* Task brief: Extract the text of each entry below exactly, leaving every image behind.

* Dataset extract:
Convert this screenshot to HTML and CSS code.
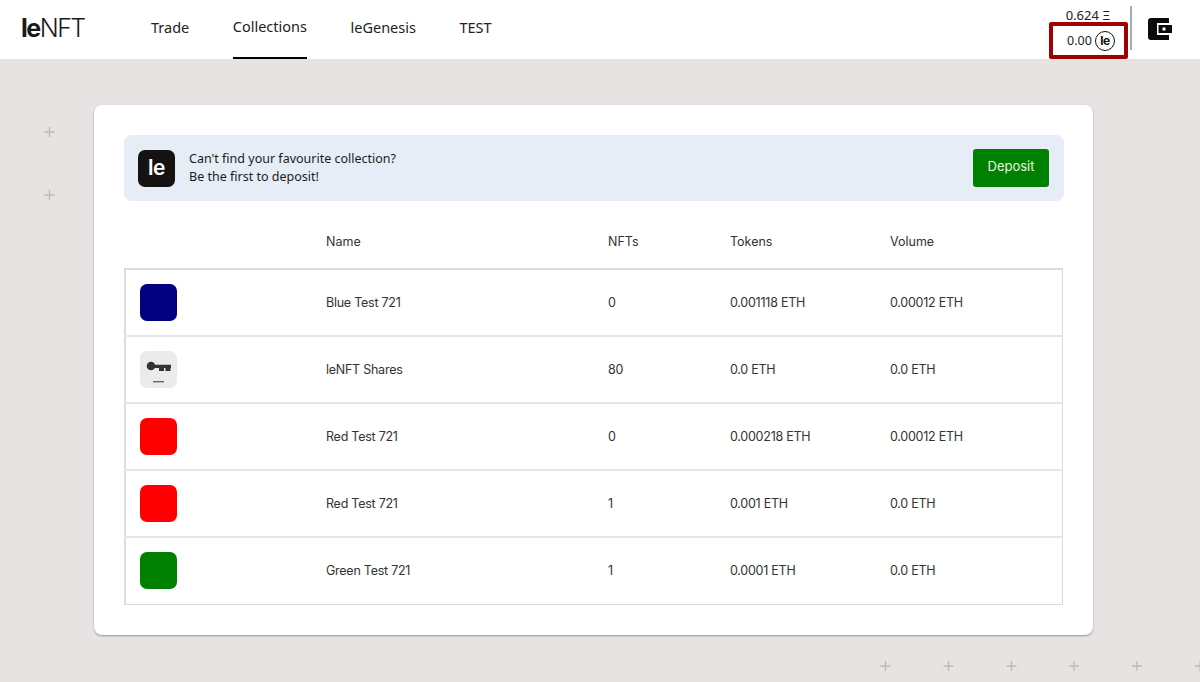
FILE: index.html
```html
<!DOCTYPE html>
<html lang="en">
<head>
<meta charset="utf-8">
<title>leNFT</title>
<link rel="stylesheet" href="styles.css">
</head>
<body>
<svg class="decor" width="1200" height="682" aria-hidden="true">
  <defs><path id="plus" d="M-5 0H5M0-5V5" stroke="#bdb9b9" stroke-width="1.3" fill="none"/></defs>
  <use href="#plus" x="49.5" y="132"/><use href="#plus" x="49.5" y="195"/>
  <use href="#plus" x="885.5" y="666"/><use href="#plus" x="948.5" y="666"/><use href="#plus" x="1011.5" y="666"/>
  <use href="#plus" x="1074" y="666"/><use href="#plus" x="1137" y="666"/><use href="#plus" x="1200" y="666"/>
</svg>
<header class="topbar">
  <div class="logo"><b>le</b>NFT</div>
  <nav class="nav">
    <a class="nav-item">Trade</a>
    <a class="nav-item active">Collections</a>
    <a class="nav-item">leGenesis</a>
    <a class="nav-item">TEST</a>
  </nav>
  <div class="balances">
    <div class="eth-balance">0.624 Ξ</div>
    <div class="le-balance">0.00 <span class="le-coin">le</span></div>
  </div>
  <div class="divider"></div>
  <svg class="wallet" width="24" height="22" viewBox="0 0 24 22">
    <path d="M3 0H21V5H9V17H21V22H3Q0 22 0 19V3Q0 0 3 0Z" fill="#0b0b0b"/>
    <path d="M10.500 7H24V15H10.500Z" fill="#0b0b0b"/>
    <rect x="14.500" y="9.500" width="3" height="3" fill="#fff"/>
  </svg>
</header>
<main class="card">
  <section class="banner">
    <div class="banner-icon">le</div>
    <p class="banner-text">Can't find your favourite collection?<br>Be the first to deposit!</p>
    <button class="deposit">Deposit</button>
  </section>
  <div class="row head">
    <span></span><span>Name</span><span>NFTs</span><span>Tokens</span><span>Volume</span>
  </div>
  <div class="rows">
    <div class="row item"><span class="thumb blue"></span><span>Blue Test 721</span><span>0</span><span>0.001118 ETH</span><span>0.00012 ETH</span></div>
    <div class="row item">
      <span class="thumb key">
        <svg width="37" height="37" viewBox="0 0 37 37">
          <circle cx="11" cy="15" r="4.300" fill="#333"/>
          <path d="M13 13.800H31V17H30.500V20H25.500V17H24V20H19V17H13Z" fill="#333"/>
          <rect x="13" y="30" width="11" height="1.400" fill="#666"/>
        </svg>
      </span>
      <span>leNFT Shares</span><span>80</span><span>0.0 ETH</span><span>0.0 ETH</span>
    </div>
    <div class="row item"><span class="thumb red"></span><span>Red Test 721</span><span>0</span><span>0.000218 ETH</span><span>0.00012 ETH</span></div>
    <div class="row item"><span class="thumb red"></span><span>Red Test 721</span><span>1</span><span>0.001 ETH</span><span>0.0 ETH</span></div>
    <div class="row item last"><span class="thumb green"></span><span>Green Test 721</span><span>1</span><span>0.0001 ETH</span><span>0.0 ETH</span></div>
  </div>
</main>
</body>
</html>
```
FILE: styles.css
```css
* { box-sizing: border-box; }
html, body { margin: 0; height: 682px; overflow: hidden; }
body {
  position: relative;
  background: #e6e3e2;
  font-family: "Noto Sans", sans-serif;
  color: #1c1c1c;
}
.decor { position: absolute; left: 0; top: 0; }
.topbar {
  position: relative;
  height: 59px;
  background: #fff;
  display: flex;
  align-items: stretch;
  padding-left: 21px;
}
.logo {
  width: 130px;
  font-family: Inter, sans-serif;
  font-weight: 300;
  font-size: 25px;
  line-height: 57px;
  letter-spacing: -1.500px;
  color: #1a1a1a;
}
.logo b { font-weight: 700; }
.nav { display: flex; gap: 43.500px; }
.nav-item {
  font-size: 14.500px;
  line-height: 54px;
  height: 59px;
  color: #222;
}
.nav-item.active { border-bottom: 2px solid #000; line-height: 52px; }
.balances { margin-left: auto; width: 79px; display: flex; flex-direction: column; align-items: center; }
.eth-balance { font-size: 13px; line-height: 16px; margin-top: 7px; padding-right: 1px; height: 15px; color: #222; }
.le-balance {
  width: 79px;
  height: 37px;
  border: 4px solid #a00000;
  border-radius: 2px;
  display: flex;
  align-items: center;
  justify-content: center;
  gap: 3px;
  font-size: 12.500px;
  padding-left: 5px;
  color: #222;
}
.le-coin {
  width: 20px;
  height: 20px;
  border: 1.500px solid #111;
  border-radius: 50%;
  display: flex;
  align-items: center;
  justify-content: center;
  font-family: Inter, sans-serif;
  font-weight: 700;
  font-size: 12px;
  letter-spacing: -0.5px;
  color: #111;
}
.divider { width: 2px; height: 44px; margin: 6px 0 0 2px; background: #a9a9a9; }
.wallet { margin: 18px 28px 0 16px; }
.card {
  position: relative;
  width: 999px;
  height: 530px;
  margin: 46px 0 0 94px;
  padding: 30px;
  background: #fff;
  border-radius: 8px;
  box-shadow: 0 1px 2px rgba(0, 0, 0, 0.35);
}
.banner {
  height: 66px;
  width: 940px;
  background: #e6edf6;
  border-radius: 8px;
  padding: 0 15px 0 14px;
  display: flex;
  align-items: center;
  gap: 14px;
}
.banner-icon {
  width: 37px;
  height: 37px;
  border-radius: 7px;
  background: #151312;
  color: #fff;
  font-family: Inter, sans-serif;
  font-weight: 600;
  font-size: 21px;
  letter-spacing: -0.5px;
  padding-bottom: 2px;
  display: flex;
  align-items: center;
  justify-content: center;
}
.banner-text { margin: 0; flex: 1; font-size: 12.500px; line-height: 18px; color: #1c1c1c; }
.deposit {
  width: 76px;
  height: 38px;
  border: 0;
  border-radius: 3px;
  background: #008000;
  color: #e8f5e0;
  font-family: Inter, sans-serif;
  font-size: 13px;
  padding: 0 0 5px;
}
.row {
  display: grid;
  grid-template-columns: 202px 282px 122px 160px 1fr;
  align-items: center;
  font-family: Inter, sans-serif;
  font-size: 12.500px;
  color: #333;
}
.head { height: 67px; padding-top: 13px; }
.rows { width: 939px; border: 1px solid #dcdcdc; border-top-width: 2px; border-left-width: 2px; }
.item { height: 67px; margin-left: -2px; letter-spacing: -0.25px; }
.item:not(:last-child) { border-bottom: 2px solid #e6e6e6; }
.item.last { margin-top: -1px; }
.thumb { width: 37px; height: 37px; border-radius: 7px; margin-left: 15.500px; display: block; overflow: hidden; }
.blue { background: #000080; }
.red { background: #ff0000; }
.green { background: #008000; }
.key { background: #ebebeb; }
```
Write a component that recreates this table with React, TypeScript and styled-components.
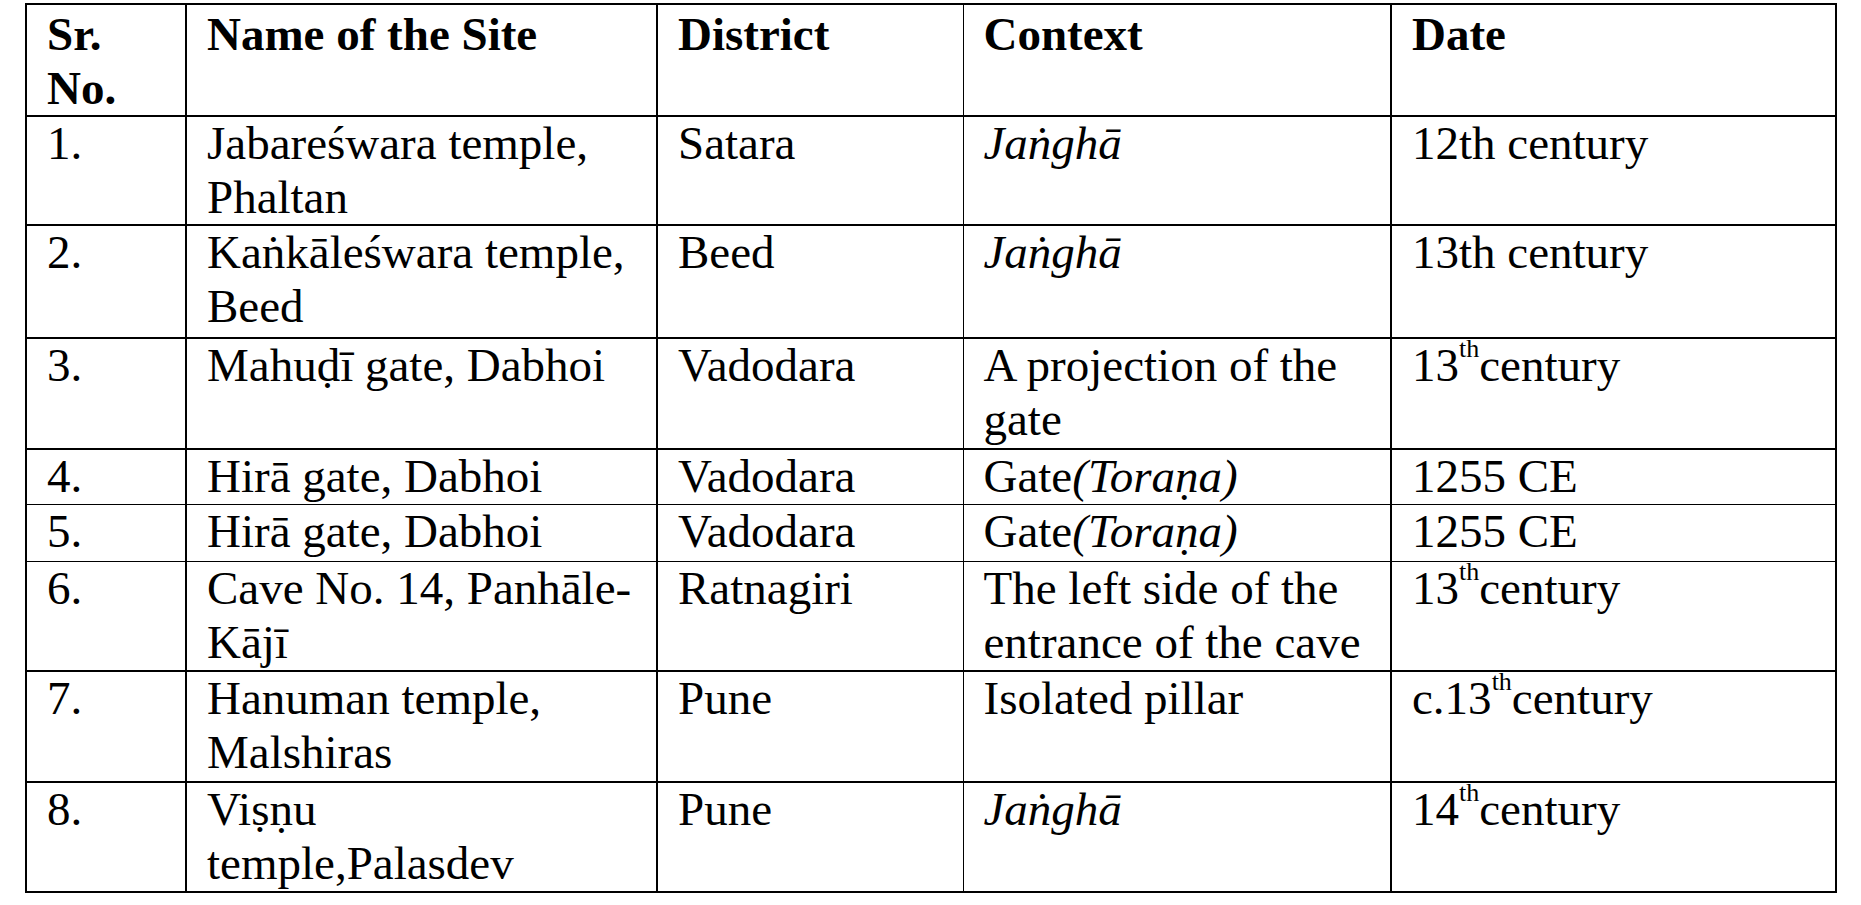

* Worked answer:
Convert this screenshot to HTML and CSS code.
FILE: index.html
```html
<!DOCTYPE html>
<html lang="en">
<head>
<meta charset="utf-8">
<title>leNFT</title>
<link rel="stylesheet" href="styles.css">
</head>
<body>
<svg class="decor" width="1200" height="682" aria-hidden="true">
  <defs><path id="plus" d="M-5 0H5M0-5V5" stroke="#bdb9b9" stroke-width="1.3" fill="none"/></defs>
  <use href="#plus" x="49.5" y="132"/><use href="#plus" x="49.5" y="195"/>
  <use href="#plus" x="885.5" y="666"/><use href="#plus" x="948.5" y="666"/><use href="#plus" x="1011.5" y="666"/>
  <use href="#plus" x="1074" y="666"/><use href="#plus" x="1137" y="666"/><use href="#plus" x="1200" y="666"/>
</svg>
<header class="topbar">
  <div class="logo"><b>le</b>NFT</div>
  <nav class="nav">
    <a class="nav-item">Trade</a>
    <a class="nav-item active">Collections</a>
    <a class="nav-item">leGenesis</a>
    <a class="nav-item">TEST</a>
  </nav>
  <div class="balances">
    <div class="eth-balance">0.624 Ξ</div>
    <div class="le-balance">0.00 <span class="le-coin">le</span></div>
  </div>
  <div class="divider"></div>
  <svg class="wallet" width="24" height="22" viewBox="0 0 24 22">
    <path d="M3 0H21V5H9V17H21V22H3Q0 22 0 19V3Q0 0 3 0Z" fill="#0b0b0b"/>
    <path d="M10.500 7H24V15H10.500Z" fill="#0b0b0b"/>
    <rect x="14.500" y="9.500" width="3" height="3" fill="#fff"/>
  </svg>
</header>
<main class="card">
  <section class="banner">
    <div class="banner-icon">le</div>
    <p class="banner-text">Can't find your favourite collection?<br>Be the first to deposit!</p>
    <button class="deposit">Deposit</button>
  </section>
  <div class="row head">
    <span></span><span>Name</span><span>NFTs</span><span>Tokens</span><span>Volume</span>
  </div>
  <div class="rows">
    <div class="row item"><span class="thumb blue"></span><span>Blue Test 721</span><span>0</span><span>0.001118 ETH</span><span>0.00012 ETH</span></div>
    <div class="row item">
      <span class="thumb key">
        <svg width="37" height="37" viewBox="0 0 37 37">
          <circle cx="11" cy="15" r="4.300" fill="#333"/>
          <path d="M13 13.800H31V17H30.500V20H25.500V17H24V20H19V17H13Z" fill="#333"/>
          <rect x="13" y="30" width="11" height="1.400" fill="#666"/>
        </svg>
      </span>
      <span>leNFT Shares</span><span>80</span><span>0.0 ETH</span><span>0.0 ETH</span>
    </div>
    <div class="row item"><span class="thumb red"></span><span>Red Test 721</span><span>0</span><span>0.000218 ETH</span><span>0.00012 ETH</span></div>
    <div class="row item"><span class="thumb red"></span><span>Red Test 721</span><span>1</span><span>0.001 ETH</span><span>0.0 ETH</span></div>
    <div class="row item last"><span class="thumb green"></span><span>Green Test 721</span><span>1</span><span>0.0001 ETH</span><span>0.0 ETH</span></div>
  </div>
</main>
</body>
</html>
```
FILE: styles.css
```css
* { box-sizing: border-box; }
html, body { margin: 0; height: 682px; overflow: hidden; }
body {
  position: relative;
  background: #e6e3e2;
  font-family: "Noto Sans", sans-serif;
  color: #1c1c1c;
}
.decor { position: absolute; left: 0; top: 0; }
.topbar {
  position: relative;
  height: 59px;
  background: #fff;
  display: flex;
  align-items: stretch;
  padding-left: 21px;
}
.logo {
  width: 130px;
  font-family: Inter, sans-serif;
  font-weight: 300;
  font-size: 25px;
  line-height: 57px;
  letter-spacing: -1.500px;
  color: #1a1a1a;
}
.logo b { font-weight: 700; }
.nav { display: flex; gap: 43.500px; }
.nav-item {
  font-size: 14.500px;
  line-height: 54px;
  height: 59px;
  color: #222;
}
.nav-item.active { border-bottom: 2px solid #000; line-height: 52px; }
.balances { margin-left: auto; width: 79px; display: flex; flex-direction: column; align-items: center; }
.eth-balance { font-size: 13px; line-height: 16px; margin-top: 7px; padding-right: 1px; height: 15px; color: #222; }
.le-balance {
  width: 79px;
  height: 37px;
  border: 4px solid #a00000;
  border-radius: 2px;
  display: flex;
  align-items: center;
  justify-content: center;
  gap: 3px;
  font-size: 12.500px;
  padding-left: 5px;
  color: #222;
}
.le-coin {
  width: 20px;
  height: 20px;
  border: 1.500px solid #111;
  border-radius: 50%;
  display: flex;
  align-items: center;
  justify-content: center;
  font-family: Inter, sans-serif;
  font-weight: 700;
  font-size: 12px;
  letter-spacing: -0.5px;
  color: #111;
}
.divider { width: 2px; height: 44px; margin: 6px 0 0 2px; background: #a9a9a9; }
.wallet { margin: 18px 28px 0 16px; }
.card {
  position: relative;
  width: 999px;
  height: 530px;
  margin: 46px 0 0 94px;
  padding: 30px;
  background: #fff;
  border-radius: 8px;
  box-shadow: 0 1px 2px rgba(0, 0, 0, 0.35);
}
.banner {
  height: 66px;
  width: 940px;
  background: #e6edf6;
  border-radius: 8px;
  padding: 0 15px 0 14px;
  display: flex;
  align-items: center;
  gap: 14px;
}
.banner-icon {
  width: 37px;
  height: 37px;
  border-radius: 7px;
  background: #151312;
  color: #fff;
  font-family: Inter, sans-serif;
  font-weight: 600;
  font-size: 21px;
  letter-spacing: -0.5px;
  padding-bottom: 2px;
  display: flex;
  align-items: center;
  justify-content: center;
}
.banner-text { margin: 0; flex: 1; font-size: 12.500px; line-height: 18px; color: #1c1c1c; }
.deposit {
  width: 76px;
  height: 38px;
  border: 0;
  border-radius: 3px;
  background: #008000;
  color: #e8f5e0;
  font-family: Inter, sans-serif;
  font-size: 13px;
  padding: 0 0 5px;
}
.row {
  display: grid;
  grid-template-columns: 202px 282px 122px 160px 1fr;
  align-items: center;
  font-family: Inter, sans-serif;
  font-size: 12.500px;
  color: #333;
}
.head { height: 67px; padding-top: 13px; }
.rows { width: 939px; border: 1px solid #dcdcdc; border-top-width: 2px; border-left-width: 2px; }
.item { height: 67px; margin-left: -2px; letter-spacing: -0.25px; }
.item:not(:last-child) { border-bottom: 2px solid #e6e6e6; }
.item.last { margin-top: -1px; }
.thumb { width: 37px; height: 37px; border-radius: 7px; margin-left: 15.500px; display: block; overflow: hidden; }
.blue { background: #000080; }
.red { background: #ff0000; }
.green { background: #008000; }
.key { background: #ebebeb; }
```
Write a component that recreates this table with React, TypeScript and styled-components.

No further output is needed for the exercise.